22.3.12

O quarto de Jacob de Virginia Woolf

Talvez porque os ânimos não estivessem afeitos a uma prosa espicaçada e aventurosa, menos entregue à imediata coerência e mais fragmentada, a leitura de "O quarto de Jacob" foi uma experiência quase maçante, preciso confessar. Quase, porque, mesmo em se tratando de uma tradução, pude aqui e acolá, com requintado prazer, distinguir por trás da opção portuguesa, as expressões eminentemente aristocráticas e o vernáculo deliciosamente britânico caríssimos à escrita de Virginia Woolf — e daí, para um bom anglófilo, sempre há de vir algum deleite, ainda que a malcuidada edição da Novo Século insistisse em negá-lo com seus abundantes erros tipográficos (não houve revisão, é isso, senhores?).

Apesar de acostumado à prosa da autora – havendo, diga-se de passagem, experimentado e apreciado a dissolução máxima de enredo em “As ondas”, romance do qual em seguida a autora precisou se recuperar escrevendo algo mais leve, cujo resultado foi “Flush” – apesar, dizia, de conhecer e admirar com excelentes recomendações boa parcela da obra de Woolf, “O quarto de Jacob” é uma narrativa de difícil envolvimento. As razões podem ser encontradas, talvez, na breve análise do desenvolvimento de sua ficção, por mais que nosso conhecimento esteja aquém de semelhante aventura, e ainda haja certa resistência pessoal quanto ao emprego de soluções comparativas como forma exegética. Com o perdão de ambos os impedimentos, sigamos.

“O quarto de Jacob” foi o terceiro romance de Virginia Woolf, mas o primeiro publicado pela editora que ela e o marido, Leonard Woolf, haviam criado – a Hogarth Press. “Voyage out” e “Night and Day”, foram levados ao prelo pelo meio-irmão ultraconservador de Virginia. Por esse motivo, aquelas duas primeiras obras tiveram de ser “adequadas” ao milieu editorial vitoriano, de maneira que a autora não pode trabalhar em completa liberdade como desejava. “O quarto de Jacob” será, portanto, o grande salto da obra de Virginia. A partir dele, a autora “não tem mais quaisquer dúvidas de que descobriu como começar a dizer qualquer coisa com a sua própria voz; e isto lhe interessa tanto que é capaz de seguir em frente sem louvores” (de seu Diário).
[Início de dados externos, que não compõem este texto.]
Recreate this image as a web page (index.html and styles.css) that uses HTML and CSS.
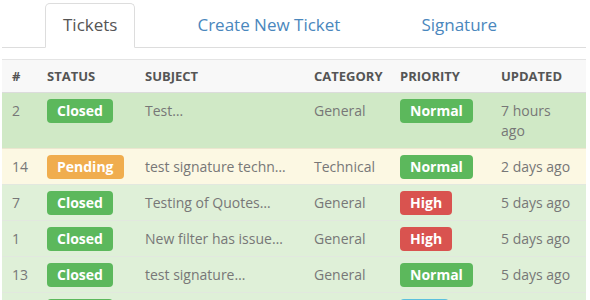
FILE: index.html
```html
<!DOCTYPE html>
<html>
<head>
<meta charset="utf-8">
<link rel="stylesheet" href="styles.css">
</head>
<body>
<div class="wrap">
  <ul class="tabs">
    <li class="tab active">Tickets</li>
    <li class="tab t2">Create New Ticket</li>
    <li class="tab t3">Signature</li>
  </ul>
  <table class="tickets">
    <colgroup>
      <col class="c1"><col class="c2"><col class="c3"><col class="c4"><col class="c5"><col class="c6">
    </colgroup>
    <thead>
      <tr><th>#</th><th>Status</th><th>Subject</th><th>Category</th><th>Priority</th><th>Updated</th></tr>
    </thead>
    <tbody>
      <tr class="success hover"><td>2</td><td><span class="label green">Closed</span></td><td>Test…</td><td>General</td><td><span class="label green">Normal</span></td><td>7 hours ago</td></tr>
      <tr class="warning"><td>14</td><td><span class="label orange">Pending</span></td><td>test signature techn…</td><td>Technical</td><td><span class="label green">Normal</span></td><td>2 days ago</td></tr>
      <tr class="success"><td>7</td><td><span class="label green">Closed</span></td><td>Testing of Quotes…</td><td>General</td><td><span class="label red">High</span></td><td>5 days ago</td></tr>
      <tr class="success"><td>1</td><td><span class="label green">Closed</span></td><td>New filter has issue…</td><td>General</td><td><span class="label red">High</span></td><td>5 days ago</td></tr>
      <tr class="success"><td>13</td><td><span class="label green">Closed</span></td><td>test signature…</td><td>General</td><td><span class="label green">Normal</span></td><td>5 days ago</td></tr>
      <tr class="success"><td>5</td><td><span class="label green">Closed</span></td><td>Test ticket…</td><td>General</td><td><span class="label blue">Low</span></td><td>6 days ago</td></tr>
    </tbody>
  </table>
</div>
</body>
</html>
```

FILE: styles.css
```css
html, body {
  margin: 0;
  padding: 0;
  background: #fff;
}
body {
  font-family: "Open Sans", "Liberation Sans", sans-serif;
  font-size: 14px;
  color: #777;
  overflow: hidden;
}
.wrap {
  width: 584px;
  margin-left: 2px;
}
.tabs {
  list-style: none;
  margin: 3px 0 0 0;
  padding: 0 0 0 43px;
  display: flex;
  border-bottom: 1px solid #ddd;
}
.tab {
  font-size: 17px;
  line-height: 22px;
  padding: 10px 17px 11px;
  margin-bottom: -1px;
  border: 1px solid transparent;
  border-radius: 5px 5px 0 0;
  color: #4a87bd;
}
.tab.active {
  color: #555;
  background: #fff;
  border-color: #ddd;
  border-bottom-color: #fff;
}
.tab.t2 { margin-left: 44px; }
.tab.t3 { margin-left: 45px; }

.tickets {
  margin-top: 11px;
  width: 584px;
  border-collapse: collapse;
  table-layout: fixed;
}
.c1 { width: 35px; }
.c2 { width: 98px; }
.c3 { width: 169px; }
.c4 { width: 86px; }
.c5 { width: 101px; }
.c6 { width: 95px; }

.tickets th {
  text-align: left;
  font-size: 13px;
  font-weight: 700;
  text-transform: uppercase;
  color: #555;
  line-height: 17px;
  padding: 8px 10px 7px;
  background: #f8f8f8;
  border-top: 1px solid #e4e4e4;
  border-bottom: 1px solid #dcdcdc;
}
.tickets td {
  line-height: 20px;
  padding: 8px 10px 7px;
  vertical-align: top;
  border-top: 1px solid #e2e8df;
  white-space: normal;
}
tr.success td { background: #dff0d8; }
tr.success.hover td { background: #d0e9c6; }
tr.warning td { background: #fcf8e3; border-top-color: #ece6d0; }

.label {
  display: inline-block;
  font-weight: 700;
  font-size: 14px;
  line-height: 24px;
  padding: 0 10px;
  margin: -2px 0;
  color: #fff;
  border-radius: 4px;
}
.green { background: #5cb85c; }
.orange { background: #f0ad4e; }
.red { background: #d9534f; }
.blue { background: #5bc0de; }
```
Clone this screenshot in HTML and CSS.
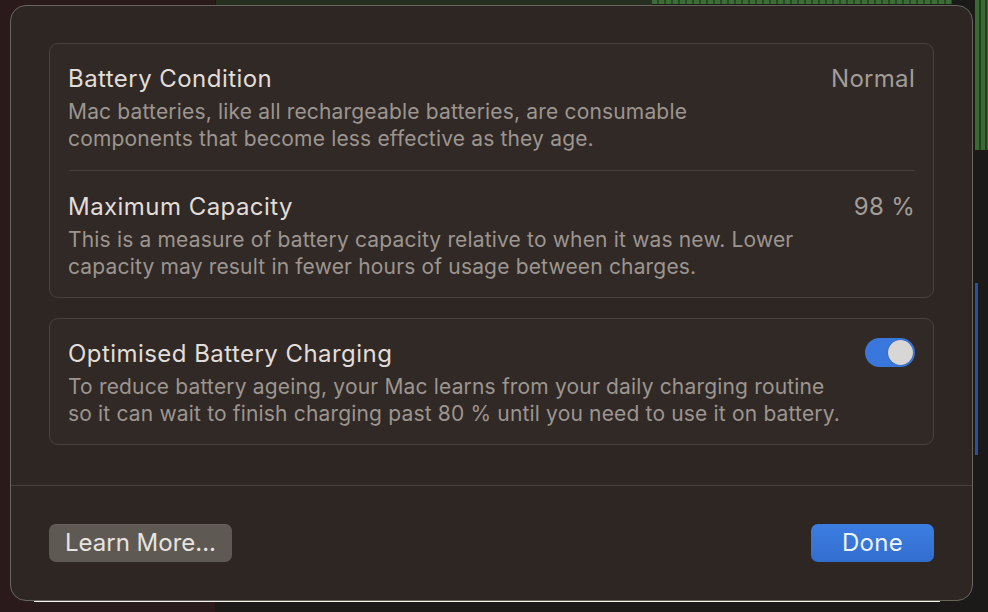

Celebrado como um marco do modernismo – apesar da autora nunca ter usado palavra semelhante para descrever a si mesma ou sua obra – o livro foi recebido com louvores, e representou o início de sua fama e a formação de sua maturidade literária que alcançaria um perfeito equilíbrio entre forma e conteúdo com Mrs. Dalloway (1925), Orlando (1928) e o já referido As Ondas (1931). O romance narra a história do jovem Jacob Flanders entre lareiras, salões, primaveras, Cornualha, festas, livros, aulas, Grécia, gente, melancolia, ruínas, cartas, telefonemas, Guerra – assim mesmo, fragmentariamente. A explicação do título está no último capítulo
um dos mais comoventes arremates da narrativa woolfiana.

A qualidade mais impressionante do romance é, sem dúvida, quando refletimos sobre a fragmentação do texto, a liberdade com que Virginia permite que se movam as personagens, deixando no leitor a sensação de que o próprio Jacob, central à obra, às vezes escapa do livro e se perde. Quando novamente o reencontramos, anos se passaram, mal conhecemos os rostos ao nosso redor, e descobrimo-nos numa outra sala de estar a nos perguntarmos:
“é essa a maneira de gastarmos nossos dias? Os raros, os limitados, tão depressa perdidos dias – tomando chá? jantando fora? E os bilhetes se acumulam. E os telefones tocam. Onde quer que estejamos, fios e tubos nos rodeiam para levarem nossas vozes, que tentam penetrar antes que o último cartão seja mandado e os dias se acabem. “Tentam penetrar”, porque quando erguemos a taça, e apertamos a mão, e expressamos tal desjeo, alguma coisa sussura: isso é tudo? Jamais poderei saber, partilhar, ter certeza? Estarei condenada todos os meus dias a escrever cartas, a enviar vozes que caem sobre a mesa do chá, fenecem nos corredores, marcando encontros para jantar, enquanto a vida vai se encolhendo? Ainda assim, porém, as cartas são veneráveis; e o telefone necessário, pois a jornada é solitária e, se estamos vinculados por bilhetes e telefonemas, andamos acompanhados – quem sabe? –, talvez possamos conversar no caminho."
Caso a tietagem seja permitida à guisa de conclusão, são passagens como essa que fazem valer a pena mesmo o mais maçante dentre os romances de Virginia Woolf.